## START SOURCE EXCERPT

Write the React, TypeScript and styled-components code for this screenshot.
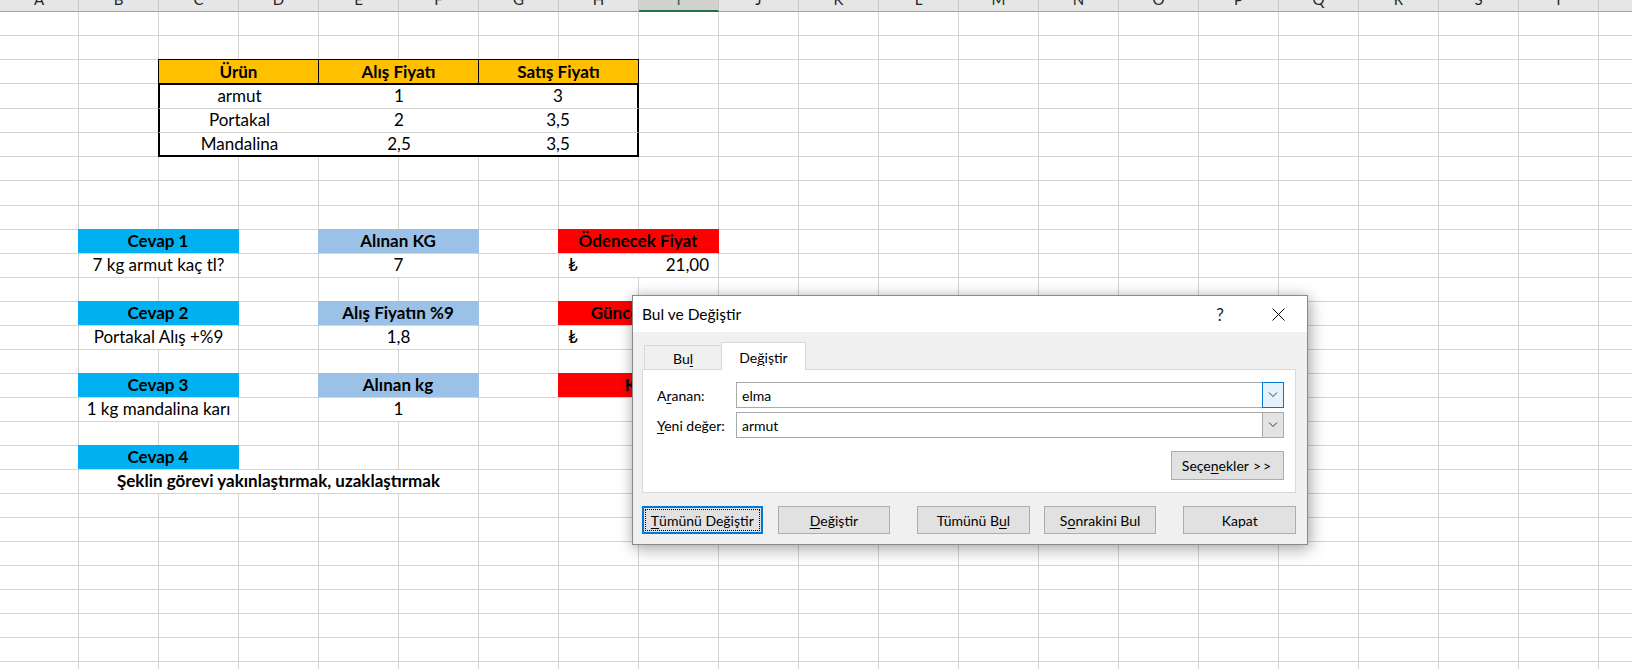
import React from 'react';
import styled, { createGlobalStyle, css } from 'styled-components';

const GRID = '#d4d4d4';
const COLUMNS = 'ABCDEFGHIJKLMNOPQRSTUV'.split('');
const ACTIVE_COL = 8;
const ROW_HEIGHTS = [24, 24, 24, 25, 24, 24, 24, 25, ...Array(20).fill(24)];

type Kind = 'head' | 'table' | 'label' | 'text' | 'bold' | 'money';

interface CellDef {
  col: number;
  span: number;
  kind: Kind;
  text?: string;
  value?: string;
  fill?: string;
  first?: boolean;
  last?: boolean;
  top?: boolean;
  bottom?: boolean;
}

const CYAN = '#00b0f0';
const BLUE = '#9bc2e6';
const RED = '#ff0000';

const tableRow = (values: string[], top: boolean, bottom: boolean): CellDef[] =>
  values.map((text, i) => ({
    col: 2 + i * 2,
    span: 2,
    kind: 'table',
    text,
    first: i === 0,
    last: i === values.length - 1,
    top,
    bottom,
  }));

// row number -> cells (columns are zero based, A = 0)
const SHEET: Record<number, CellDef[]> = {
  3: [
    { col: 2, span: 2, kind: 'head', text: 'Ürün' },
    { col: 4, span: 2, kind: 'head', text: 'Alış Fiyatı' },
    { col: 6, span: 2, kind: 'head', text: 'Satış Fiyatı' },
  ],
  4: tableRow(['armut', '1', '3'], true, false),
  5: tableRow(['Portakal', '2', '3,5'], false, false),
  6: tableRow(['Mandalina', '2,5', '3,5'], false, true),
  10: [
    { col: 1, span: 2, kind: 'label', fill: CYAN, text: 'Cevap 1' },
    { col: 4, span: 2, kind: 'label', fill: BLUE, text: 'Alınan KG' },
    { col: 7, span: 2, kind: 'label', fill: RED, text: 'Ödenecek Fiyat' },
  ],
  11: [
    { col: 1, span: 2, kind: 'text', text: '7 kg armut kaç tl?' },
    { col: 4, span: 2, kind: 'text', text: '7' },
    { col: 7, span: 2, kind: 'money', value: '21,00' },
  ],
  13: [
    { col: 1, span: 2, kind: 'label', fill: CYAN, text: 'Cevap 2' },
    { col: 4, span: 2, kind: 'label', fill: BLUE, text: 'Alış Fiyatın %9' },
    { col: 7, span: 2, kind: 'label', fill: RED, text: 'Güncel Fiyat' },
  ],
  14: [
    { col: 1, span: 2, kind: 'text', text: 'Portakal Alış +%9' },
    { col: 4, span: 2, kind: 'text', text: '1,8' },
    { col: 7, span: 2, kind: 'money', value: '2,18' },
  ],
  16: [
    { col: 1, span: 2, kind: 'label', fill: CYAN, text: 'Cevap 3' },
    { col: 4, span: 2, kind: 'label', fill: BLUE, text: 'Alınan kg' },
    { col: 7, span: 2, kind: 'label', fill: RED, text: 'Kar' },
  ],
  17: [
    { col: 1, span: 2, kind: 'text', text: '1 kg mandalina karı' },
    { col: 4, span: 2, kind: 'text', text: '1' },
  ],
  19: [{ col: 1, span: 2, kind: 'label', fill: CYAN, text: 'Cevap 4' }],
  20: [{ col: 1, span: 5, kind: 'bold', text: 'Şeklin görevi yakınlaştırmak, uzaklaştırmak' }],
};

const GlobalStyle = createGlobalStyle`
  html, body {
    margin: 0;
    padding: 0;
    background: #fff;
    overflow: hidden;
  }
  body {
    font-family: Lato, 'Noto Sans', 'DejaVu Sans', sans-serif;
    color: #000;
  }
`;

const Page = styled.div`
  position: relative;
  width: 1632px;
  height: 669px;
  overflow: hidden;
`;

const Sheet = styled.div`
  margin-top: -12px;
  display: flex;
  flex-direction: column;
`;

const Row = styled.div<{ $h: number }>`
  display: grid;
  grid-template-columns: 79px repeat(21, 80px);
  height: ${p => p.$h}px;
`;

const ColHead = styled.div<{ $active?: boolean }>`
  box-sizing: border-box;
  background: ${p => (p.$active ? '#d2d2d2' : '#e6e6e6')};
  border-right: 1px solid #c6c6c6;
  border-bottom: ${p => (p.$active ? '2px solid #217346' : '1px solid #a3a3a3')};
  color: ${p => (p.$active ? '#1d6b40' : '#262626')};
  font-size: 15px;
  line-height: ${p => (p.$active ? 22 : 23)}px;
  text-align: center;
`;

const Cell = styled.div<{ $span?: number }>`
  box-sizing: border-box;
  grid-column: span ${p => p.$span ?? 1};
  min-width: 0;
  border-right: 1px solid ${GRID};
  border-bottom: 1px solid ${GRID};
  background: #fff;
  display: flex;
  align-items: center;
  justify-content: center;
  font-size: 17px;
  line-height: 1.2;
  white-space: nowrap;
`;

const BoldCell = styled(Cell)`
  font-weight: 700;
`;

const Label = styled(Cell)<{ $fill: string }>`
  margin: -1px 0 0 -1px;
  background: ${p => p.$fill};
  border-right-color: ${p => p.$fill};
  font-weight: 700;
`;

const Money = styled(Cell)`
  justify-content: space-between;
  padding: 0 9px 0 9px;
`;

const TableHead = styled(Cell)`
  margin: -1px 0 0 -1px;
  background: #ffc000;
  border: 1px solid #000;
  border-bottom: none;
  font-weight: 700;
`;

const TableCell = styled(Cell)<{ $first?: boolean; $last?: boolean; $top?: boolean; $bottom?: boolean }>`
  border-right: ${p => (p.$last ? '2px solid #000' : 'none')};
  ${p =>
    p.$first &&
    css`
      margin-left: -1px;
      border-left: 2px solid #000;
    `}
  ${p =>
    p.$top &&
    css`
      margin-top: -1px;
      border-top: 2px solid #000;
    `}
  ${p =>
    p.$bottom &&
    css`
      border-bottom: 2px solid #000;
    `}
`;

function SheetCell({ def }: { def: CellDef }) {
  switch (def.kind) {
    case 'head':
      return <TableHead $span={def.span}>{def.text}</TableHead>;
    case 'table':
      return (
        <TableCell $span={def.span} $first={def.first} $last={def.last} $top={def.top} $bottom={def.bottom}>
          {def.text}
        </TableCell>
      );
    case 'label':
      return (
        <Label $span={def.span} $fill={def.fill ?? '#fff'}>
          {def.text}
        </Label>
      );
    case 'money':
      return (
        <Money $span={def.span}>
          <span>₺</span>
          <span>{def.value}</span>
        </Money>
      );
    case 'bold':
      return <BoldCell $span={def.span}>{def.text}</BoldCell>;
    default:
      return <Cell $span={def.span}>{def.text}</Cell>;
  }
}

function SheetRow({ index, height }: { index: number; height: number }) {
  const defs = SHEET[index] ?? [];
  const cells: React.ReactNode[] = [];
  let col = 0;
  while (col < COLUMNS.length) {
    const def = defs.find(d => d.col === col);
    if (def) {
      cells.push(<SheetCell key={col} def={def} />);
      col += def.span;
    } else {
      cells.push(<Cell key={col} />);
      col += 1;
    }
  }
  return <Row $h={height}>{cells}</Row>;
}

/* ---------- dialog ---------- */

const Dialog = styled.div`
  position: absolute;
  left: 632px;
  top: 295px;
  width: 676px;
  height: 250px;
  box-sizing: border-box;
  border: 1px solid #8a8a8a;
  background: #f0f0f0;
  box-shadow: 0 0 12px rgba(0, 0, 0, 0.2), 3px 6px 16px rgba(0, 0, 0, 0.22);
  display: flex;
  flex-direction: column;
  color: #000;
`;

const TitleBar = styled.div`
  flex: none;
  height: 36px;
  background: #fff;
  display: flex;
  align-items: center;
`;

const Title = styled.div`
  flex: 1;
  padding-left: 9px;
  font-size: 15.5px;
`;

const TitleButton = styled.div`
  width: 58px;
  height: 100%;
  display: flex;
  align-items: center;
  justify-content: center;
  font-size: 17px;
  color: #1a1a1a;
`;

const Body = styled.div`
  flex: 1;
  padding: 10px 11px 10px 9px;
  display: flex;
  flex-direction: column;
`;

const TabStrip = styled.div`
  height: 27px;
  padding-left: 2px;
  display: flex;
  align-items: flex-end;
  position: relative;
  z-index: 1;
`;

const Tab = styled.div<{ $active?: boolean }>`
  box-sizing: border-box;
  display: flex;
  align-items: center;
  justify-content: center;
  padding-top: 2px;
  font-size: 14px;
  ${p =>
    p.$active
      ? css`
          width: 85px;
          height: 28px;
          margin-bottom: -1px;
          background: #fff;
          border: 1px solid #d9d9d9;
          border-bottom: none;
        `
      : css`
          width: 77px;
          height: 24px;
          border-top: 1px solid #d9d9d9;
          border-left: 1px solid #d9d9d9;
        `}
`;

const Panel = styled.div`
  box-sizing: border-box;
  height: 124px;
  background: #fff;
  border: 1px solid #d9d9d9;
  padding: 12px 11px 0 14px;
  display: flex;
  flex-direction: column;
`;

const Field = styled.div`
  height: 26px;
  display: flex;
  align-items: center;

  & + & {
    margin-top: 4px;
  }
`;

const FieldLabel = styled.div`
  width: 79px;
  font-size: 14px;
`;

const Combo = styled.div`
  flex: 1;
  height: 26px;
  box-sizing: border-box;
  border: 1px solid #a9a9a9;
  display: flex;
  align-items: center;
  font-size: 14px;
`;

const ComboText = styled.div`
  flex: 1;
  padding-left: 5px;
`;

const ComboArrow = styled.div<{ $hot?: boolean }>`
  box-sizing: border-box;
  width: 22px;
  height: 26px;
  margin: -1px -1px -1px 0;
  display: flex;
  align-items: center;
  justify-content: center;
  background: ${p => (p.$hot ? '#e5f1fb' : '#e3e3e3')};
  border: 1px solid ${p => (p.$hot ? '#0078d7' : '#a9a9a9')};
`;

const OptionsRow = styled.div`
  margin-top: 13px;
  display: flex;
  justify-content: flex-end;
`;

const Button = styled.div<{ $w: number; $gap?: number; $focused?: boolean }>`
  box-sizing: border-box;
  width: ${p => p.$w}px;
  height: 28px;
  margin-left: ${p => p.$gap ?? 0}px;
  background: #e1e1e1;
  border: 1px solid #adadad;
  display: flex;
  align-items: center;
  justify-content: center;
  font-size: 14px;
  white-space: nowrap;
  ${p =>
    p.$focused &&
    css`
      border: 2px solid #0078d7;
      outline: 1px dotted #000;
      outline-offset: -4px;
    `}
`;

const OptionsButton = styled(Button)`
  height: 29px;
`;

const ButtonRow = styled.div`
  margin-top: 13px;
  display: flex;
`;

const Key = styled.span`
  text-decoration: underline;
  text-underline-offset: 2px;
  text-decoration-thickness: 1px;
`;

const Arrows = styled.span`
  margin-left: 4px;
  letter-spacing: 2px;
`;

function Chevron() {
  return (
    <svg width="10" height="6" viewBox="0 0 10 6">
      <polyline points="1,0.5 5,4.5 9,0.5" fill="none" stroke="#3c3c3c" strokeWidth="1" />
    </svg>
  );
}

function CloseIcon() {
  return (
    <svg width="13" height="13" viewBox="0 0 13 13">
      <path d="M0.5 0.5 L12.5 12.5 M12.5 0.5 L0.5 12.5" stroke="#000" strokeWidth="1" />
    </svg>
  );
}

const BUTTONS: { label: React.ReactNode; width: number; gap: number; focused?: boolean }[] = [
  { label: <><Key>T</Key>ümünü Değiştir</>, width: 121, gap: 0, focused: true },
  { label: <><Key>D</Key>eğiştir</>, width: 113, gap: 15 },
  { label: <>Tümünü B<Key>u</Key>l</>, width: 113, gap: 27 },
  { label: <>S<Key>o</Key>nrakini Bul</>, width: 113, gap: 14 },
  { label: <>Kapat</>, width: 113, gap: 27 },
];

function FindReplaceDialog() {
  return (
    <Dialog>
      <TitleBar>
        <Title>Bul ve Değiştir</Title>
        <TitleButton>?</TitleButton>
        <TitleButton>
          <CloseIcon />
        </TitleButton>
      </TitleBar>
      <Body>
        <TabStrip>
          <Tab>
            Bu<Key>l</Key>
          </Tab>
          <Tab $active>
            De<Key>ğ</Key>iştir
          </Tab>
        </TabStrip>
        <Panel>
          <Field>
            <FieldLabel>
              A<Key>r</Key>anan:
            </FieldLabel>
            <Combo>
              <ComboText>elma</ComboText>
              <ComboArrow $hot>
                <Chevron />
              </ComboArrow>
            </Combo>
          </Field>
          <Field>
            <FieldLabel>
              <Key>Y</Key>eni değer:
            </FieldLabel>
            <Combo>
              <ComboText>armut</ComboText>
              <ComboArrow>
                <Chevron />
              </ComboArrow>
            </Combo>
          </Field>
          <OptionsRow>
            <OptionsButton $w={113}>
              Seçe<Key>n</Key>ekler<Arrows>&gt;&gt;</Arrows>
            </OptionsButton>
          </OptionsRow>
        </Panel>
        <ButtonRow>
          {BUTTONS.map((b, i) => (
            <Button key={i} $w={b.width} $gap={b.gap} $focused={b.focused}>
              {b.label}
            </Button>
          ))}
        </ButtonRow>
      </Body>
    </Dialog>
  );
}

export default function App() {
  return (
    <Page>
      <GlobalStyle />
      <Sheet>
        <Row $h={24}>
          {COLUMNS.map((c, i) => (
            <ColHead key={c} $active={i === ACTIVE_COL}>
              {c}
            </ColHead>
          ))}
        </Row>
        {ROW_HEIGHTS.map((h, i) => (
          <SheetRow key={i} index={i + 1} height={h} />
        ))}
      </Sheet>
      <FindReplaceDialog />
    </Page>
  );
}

## END SOURCE EXCERPT

Print, exactly as written, the lines above from the first one to the one containing "type Kind = 'head'". Leave out pictures.

Write the React, TypeScript and styled-components code for this screenshot.
import React from 'react';
import styled, { createGlobalStyle, css } from 'styled-components';

const GRID = '#d4d4d4';
const COLUMNS = 'ABCDEFGHIJKLMNOPQRSTUV'.split('');
const ACTIVE_COL = 8;
const ROW_HEIGHTS = [24, 24, 24, 25, 24, 24, 24, 25, ...Array(20).fill(24)];

type Kind = 'head' | 'table' | 'label' | 'text' | 'bold' | 'money';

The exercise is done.